**Source data**
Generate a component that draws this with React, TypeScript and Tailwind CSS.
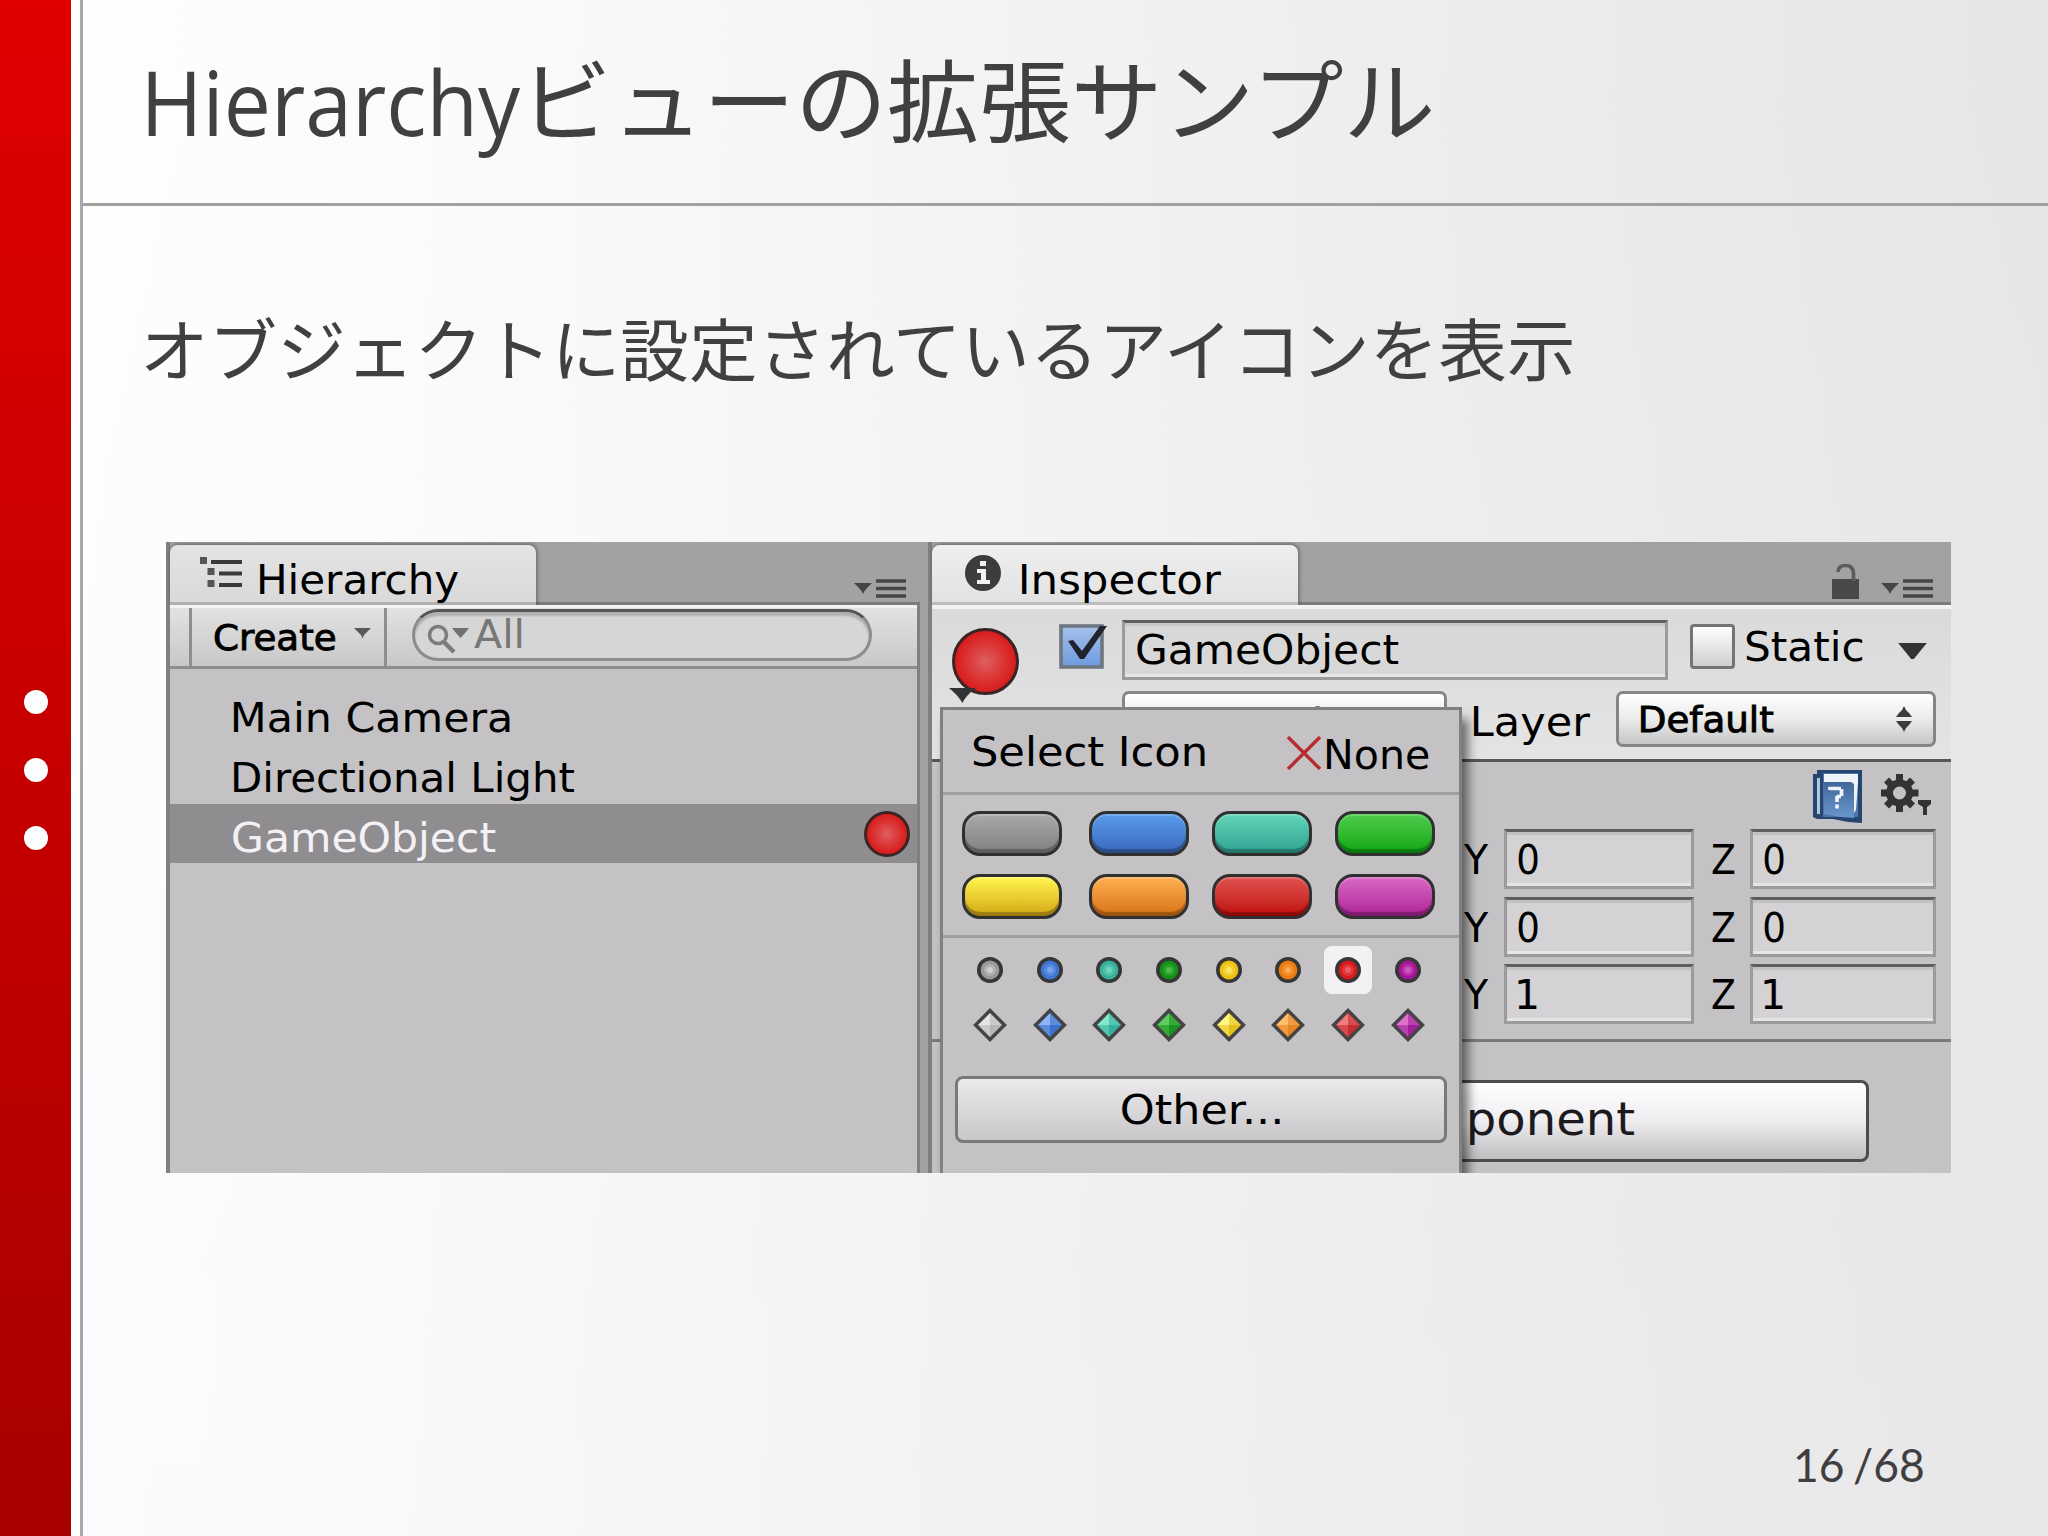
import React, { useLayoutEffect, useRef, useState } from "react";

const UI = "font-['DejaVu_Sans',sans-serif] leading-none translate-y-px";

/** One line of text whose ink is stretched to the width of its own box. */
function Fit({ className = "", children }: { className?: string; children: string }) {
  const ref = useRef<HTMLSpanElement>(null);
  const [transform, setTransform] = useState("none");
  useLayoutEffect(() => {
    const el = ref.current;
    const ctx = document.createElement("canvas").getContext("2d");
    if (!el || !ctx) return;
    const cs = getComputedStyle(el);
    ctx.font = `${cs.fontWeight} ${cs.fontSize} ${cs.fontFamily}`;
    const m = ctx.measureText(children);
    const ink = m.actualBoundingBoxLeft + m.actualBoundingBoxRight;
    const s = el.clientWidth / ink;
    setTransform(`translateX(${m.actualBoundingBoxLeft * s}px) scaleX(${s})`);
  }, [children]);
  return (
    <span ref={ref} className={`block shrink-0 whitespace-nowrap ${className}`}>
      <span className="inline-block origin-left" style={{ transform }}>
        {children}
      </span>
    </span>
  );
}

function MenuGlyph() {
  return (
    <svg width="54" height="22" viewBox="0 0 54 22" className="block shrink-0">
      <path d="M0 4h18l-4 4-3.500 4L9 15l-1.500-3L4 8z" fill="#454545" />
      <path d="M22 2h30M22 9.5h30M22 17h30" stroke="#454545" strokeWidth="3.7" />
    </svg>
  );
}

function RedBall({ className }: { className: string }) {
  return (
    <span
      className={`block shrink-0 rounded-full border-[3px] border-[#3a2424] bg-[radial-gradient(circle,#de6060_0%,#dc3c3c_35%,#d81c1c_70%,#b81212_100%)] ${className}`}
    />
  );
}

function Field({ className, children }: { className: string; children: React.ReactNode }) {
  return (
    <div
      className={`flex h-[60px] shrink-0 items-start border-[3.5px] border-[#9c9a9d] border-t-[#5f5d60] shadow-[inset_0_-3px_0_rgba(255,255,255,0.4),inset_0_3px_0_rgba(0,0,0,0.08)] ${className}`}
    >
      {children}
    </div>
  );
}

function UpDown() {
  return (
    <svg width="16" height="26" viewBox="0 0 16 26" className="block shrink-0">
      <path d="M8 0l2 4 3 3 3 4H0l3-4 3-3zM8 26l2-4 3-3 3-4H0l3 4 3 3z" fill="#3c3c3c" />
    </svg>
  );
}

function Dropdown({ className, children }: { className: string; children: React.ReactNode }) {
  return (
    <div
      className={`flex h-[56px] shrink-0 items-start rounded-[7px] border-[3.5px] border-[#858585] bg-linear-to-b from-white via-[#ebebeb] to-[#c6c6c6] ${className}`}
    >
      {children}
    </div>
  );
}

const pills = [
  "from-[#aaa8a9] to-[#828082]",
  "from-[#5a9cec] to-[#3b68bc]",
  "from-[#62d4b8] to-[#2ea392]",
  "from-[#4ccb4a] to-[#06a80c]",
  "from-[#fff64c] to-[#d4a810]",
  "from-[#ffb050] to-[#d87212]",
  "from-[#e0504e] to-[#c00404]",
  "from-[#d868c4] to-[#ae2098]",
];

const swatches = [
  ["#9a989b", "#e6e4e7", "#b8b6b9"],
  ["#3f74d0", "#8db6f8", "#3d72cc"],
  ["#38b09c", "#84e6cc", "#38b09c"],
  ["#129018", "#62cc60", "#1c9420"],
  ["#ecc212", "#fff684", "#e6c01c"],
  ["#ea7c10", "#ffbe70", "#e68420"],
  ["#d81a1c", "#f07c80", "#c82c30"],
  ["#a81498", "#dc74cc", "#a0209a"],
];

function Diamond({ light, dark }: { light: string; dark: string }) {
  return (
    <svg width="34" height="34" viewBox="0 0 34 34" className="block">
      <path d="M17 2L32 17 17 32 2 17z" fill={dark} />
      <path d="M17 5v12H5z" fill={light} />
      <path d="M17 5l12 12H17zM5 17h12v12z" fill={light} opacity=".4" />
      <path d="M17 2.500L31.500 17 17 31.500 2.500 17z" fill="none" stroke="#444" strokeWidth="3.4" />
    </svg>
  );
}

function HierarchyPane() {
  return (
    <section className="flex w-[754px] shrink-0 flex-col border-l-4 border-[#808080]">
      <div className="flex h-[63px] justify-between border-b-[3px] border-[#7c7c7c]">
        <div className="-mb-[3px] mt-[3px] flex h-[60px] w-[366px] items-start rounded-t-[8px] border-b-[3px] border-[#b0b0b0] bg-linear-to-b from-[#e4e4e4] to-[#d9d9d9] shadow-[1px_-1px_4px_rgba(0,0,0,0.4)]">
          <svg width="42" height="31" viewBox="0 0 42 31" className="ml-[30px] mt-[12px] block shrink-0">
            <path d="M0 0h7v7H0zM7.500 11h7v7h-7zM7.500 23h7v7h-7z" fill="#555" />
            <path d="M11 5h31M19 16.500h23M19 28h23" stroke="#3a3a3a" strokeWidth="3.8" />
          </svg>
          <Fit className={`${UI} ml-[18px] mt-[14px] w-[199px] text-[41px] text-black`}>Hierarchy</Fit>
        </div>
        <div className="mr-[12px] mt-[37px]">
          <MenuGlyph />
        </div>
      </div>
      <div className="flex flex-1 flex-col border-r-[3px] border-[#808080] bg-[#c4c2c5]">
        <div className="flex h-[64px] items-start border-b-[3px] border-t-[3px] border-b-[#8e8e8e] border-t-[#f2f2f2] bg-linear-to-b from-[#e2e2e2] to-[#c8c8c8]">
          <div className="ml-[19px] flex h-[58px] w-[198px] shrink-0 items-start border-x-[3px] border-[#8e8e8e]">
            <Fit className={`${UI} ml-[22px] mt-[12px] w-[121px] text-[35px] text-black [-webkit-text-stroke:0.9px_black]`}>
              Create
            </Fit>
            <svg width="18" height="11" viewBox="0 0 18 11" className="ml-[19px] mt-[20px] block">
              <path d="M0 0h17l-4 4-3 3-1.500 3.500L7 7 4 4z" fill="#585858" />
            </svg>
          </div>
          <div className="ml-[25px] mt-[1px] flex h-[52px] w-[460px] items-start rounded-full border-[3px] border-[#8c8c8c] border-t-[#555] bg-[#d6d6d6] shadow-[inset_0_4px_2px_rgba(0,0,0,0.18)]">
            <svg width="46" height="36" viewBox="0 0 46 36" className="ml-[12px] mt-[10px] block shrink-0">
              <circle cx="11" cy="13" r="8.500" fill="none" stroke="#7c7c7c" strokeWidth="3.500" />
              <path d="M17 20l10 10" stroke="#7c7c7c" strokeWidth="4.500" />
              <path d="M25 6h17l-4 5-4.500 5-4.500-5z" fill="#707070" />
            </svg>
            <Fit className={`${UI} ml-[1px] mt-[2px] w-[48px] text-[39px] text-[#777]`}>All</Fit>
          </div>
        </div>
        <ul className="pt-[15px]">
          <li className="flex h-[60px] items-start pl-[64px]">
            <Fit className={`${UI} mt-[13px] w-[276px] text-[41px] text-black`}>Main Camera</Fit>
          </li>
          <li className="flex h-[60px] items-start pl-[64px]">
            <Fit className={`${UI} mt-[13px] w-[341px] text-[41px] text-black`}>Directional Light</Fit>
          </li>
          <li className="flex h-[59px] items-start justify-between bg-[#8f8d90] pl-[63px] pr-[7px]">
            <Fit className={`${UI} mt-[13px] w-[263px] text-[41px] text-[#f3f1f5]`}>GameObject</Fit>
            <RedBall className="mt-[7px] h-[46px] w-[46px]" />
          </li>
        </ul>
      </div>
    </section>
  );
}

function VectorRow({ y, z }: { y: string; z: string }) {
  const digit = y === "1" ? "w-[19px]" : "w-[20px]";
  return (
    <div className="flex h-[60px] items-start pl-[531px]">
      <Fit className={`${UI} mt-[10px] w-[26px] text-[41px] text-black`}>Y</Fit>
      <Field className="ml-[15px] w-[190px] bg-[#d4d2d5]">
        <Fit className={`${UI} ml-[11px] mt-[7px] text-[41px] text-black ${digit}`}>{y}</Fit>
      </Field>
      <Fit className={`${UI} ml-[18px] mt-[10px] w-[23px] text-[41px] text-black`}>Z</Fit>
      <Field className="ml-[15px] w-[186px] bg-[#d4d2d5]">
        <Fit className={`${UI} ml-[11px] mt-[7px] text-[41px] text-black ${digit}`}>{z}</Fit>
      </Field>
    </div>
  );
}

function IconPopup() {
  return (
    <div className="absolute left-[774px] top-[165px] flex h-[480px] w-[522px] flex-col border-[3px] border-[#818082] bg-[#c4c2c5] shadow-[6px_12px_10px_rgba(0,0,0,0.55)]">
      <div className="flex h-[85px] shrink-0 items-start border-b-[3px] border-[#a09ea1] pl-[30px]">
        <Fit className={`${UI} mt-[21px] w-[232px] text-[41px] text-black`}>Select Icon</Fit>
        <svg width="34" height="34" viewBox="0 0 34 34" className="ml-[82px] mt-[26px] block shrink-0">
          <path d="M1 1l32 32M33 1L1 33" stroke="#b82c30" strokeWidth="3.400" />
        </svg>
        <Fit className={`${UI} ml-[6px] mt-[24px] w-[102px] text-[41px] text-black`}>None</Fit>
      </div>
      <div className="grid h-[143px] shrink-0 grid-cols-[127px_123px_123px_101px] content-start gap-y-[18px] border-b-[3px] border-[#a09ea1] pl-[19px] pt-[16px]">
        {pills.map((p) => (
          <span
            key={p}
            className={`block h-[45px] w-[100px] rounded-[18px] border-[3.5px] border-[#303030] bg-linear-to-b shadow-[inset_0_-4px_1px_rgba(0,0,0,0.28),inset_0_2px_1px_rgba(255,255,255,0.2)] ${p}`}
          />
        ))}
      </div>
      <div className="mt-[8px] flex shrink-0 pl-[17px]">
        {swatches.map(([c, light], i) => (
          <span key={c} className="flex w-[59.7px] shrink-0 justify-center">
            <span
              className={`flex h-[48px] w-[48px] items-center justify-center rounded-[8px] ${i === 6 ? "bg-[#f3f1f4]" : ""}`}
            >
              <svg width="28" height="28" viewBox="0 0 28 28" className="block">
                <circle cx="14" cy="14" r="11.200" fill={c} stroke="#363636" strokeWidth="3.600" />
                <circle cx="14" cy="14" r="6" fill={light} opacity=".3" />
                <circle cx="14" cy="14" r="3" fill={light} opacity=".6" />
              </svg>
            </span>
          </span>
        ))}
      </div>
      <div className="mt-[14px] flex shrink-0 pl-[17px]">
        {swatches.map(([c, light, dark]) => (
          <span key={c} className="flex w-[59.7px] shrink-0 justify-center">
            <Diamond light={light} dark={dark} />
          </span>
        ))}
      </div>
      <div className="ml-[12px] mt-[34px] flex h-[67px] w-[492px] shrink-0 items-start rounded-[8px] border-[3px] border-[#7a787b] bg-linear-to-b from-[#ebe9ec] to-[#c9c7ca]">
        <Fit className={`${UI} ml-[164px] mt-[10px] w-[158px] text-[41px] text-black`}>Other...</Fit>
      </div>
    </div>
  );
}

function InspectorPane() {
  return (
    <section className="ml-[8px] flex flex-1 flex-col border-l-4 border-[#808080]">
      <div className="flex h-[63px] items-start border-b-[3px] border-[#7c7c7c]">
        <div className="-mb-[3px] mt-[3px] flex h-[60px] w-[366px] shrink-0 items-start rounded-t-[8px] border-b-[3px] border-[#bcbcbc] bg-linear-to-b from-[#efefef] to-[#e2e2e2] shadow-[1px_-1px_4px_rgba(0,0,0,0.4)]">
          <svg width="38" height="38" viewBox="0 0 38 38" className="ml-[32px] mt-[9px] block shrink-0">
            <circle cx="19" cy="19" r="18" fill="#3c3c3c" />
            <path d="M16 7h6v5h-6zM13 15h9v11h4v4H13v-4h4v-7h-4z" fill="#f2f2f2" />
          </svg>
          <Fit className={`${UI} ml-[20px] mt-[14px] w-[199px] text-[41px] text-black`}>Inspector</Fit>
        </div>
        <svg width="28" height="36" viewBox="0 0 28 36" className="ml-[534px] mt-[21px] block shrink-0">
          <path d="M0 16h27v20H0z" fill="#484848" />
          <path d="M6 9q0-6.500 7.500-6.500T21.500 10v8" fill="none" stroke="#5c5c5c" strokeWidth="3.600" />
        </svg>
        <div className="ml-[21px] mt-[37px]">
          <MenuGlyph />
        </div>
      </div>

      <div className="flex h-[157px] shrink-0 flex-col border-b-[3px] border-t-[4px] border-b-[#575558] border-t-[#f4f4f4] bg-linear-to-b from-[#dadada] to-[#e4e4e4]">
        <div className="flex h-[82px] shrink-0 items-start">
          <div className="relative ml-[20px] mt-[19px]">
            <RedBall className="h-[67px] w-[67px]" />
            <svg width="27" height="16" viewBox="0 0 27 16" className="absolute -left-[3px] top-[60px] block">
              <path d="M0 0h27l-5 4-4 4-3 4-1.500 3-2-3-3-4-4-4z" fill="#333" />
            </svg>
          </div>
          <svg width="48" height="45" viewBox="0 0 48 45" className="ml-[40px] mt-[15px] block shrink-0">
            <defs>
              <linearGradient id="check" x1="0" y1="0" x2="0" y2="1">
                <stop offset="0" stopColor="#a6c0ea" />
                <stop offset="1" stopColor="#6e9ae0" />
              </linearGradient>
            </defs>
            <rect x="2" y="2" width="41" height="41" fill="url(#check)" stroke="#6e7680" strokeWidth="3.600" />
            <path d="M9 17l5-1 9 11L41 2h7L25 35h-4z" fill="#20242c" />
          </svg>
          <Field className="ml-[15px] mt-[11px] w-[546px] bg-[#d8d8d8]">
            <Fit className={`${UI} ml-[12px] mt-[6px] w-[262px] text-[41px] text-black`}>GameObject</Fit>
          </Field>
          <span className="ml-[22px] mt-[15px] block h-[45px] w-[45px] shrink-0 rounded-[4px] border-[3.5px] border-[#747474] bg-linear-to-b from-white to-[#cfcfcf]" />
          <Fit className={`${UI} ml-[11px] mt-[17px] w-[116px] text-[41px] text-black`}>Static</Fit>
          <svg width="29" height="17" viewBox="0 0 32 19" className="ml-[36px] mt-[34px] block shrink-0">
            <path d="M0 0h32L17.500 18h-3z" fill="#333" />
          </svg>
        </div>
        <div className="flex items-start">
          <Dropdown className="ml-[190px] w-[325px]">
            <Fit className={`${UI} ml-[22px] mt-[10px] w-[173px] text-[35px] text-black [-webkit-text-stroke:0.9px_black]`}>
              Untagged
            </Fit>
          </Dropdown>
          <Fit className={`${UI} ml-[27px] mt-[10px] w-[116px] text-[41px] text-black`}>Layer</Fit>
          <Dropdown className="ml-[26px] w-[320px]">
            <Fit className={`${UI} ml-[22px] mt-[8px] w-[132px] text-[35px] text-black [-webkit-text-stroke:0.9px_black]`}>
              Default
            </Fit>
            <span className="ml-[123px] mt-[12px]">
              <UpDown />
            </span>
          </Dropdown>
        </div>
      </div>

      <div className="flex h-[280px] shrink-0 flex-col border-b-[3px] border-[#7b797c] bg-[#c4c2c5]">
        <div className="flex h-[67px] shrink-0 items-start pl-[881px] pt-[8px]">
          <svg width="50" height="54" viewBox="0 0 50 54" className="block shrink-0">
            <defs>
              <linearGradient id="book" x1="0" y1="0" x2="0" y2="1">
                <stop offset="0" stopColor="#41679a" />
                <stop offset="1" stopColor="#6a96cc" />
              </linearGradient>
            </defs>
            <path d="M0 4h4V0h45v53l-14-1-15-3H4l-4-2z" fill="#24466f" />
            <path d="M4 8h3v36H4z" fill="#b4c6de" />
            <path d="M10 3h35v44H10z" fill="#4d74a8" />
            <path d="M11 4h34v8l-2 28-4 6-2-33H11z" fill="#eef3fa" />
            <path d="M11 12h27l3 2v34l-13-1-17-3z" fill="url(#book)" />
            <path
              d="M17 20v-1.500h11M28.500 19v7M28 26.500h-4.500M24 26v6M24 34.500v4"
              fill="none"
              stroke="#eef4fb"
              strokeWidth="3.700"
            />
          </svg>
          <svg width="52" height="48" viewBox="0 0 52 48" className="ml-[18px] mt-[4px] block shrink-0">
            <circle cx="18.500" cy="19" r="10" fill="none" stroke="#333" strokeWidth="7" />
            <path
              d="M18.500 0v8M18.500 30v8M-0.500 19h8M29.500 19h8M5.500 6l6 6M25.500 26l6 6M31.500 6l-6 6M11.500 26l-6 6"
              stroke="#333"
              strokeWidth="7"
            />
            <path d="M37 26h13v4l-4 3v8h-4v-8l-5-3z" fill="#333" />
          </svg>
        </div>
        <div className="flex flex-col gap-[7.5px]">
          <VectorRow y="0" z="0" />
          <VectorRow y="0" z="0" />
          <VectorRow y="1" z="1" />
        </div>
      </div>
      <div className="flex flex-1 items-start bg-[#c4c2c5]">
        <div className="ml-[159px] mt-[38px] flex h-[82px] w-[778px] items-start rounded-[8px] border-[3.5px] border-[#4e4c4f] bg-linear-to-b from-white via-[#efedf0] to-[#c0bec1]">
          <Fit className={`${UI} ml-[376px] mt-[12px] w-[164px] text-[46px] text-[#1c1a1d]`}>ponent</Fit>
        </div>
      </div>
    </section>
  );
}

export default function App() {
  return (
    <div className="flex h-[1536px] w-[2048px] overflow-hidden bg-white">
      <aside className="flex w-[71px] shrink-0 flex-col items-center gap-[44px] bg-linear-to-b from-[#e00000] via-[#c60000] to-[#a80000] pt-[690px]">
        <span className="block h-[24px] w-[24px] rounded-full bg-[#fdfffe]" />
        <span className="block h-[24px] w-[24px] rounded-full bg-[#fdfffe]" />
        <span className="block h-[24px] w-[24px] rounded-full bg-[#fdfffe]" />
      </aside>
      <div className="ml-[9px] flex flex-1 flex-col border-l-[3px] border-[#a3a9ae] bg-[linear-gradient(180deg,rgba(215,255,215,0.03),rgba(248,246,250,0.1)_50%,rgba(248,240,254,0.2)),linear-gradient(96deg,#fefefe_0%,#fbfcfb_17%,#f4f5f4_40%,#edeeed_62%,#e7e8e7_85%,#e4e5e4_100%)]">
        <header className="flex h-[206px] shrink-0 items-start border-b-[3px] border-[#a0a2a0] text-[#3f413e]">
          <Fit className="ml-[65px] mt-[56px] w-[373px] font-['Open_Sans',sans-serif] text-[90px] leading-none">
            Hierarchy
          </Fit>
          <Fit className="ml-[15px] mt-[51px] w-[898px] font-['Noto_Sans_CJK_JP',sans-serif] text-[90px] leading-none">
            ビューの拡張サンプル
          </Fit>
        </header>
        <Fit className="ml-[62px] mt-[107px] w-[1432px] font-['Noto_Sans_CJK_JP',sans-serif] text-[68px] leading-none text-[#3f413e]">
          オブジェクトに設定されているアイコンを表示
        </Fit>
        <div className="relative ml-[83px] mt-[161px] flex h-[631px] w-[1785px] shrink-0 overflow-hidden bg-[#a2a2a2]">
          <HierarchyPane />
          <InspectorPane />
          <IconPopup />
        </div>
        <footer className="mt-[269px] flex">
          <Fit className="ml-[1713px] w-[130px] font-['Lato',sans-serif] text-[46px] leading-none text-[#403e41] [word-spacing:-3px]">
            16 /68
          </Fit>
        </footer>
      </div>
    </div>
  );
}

**Exercise task**
Search the data for the string "React". List each line that has it.

**Exercise solution**
Generate a component that draws this with React, TypeScript and Tailwind CSS.
import React, { useLayoutEffect, useRef, useState } from "react";
function Field({ className, children }: { className: string; children: React.ReactNode }) {
function Dropdown({ className, children }: { className: string; children: React.ReactNode }) {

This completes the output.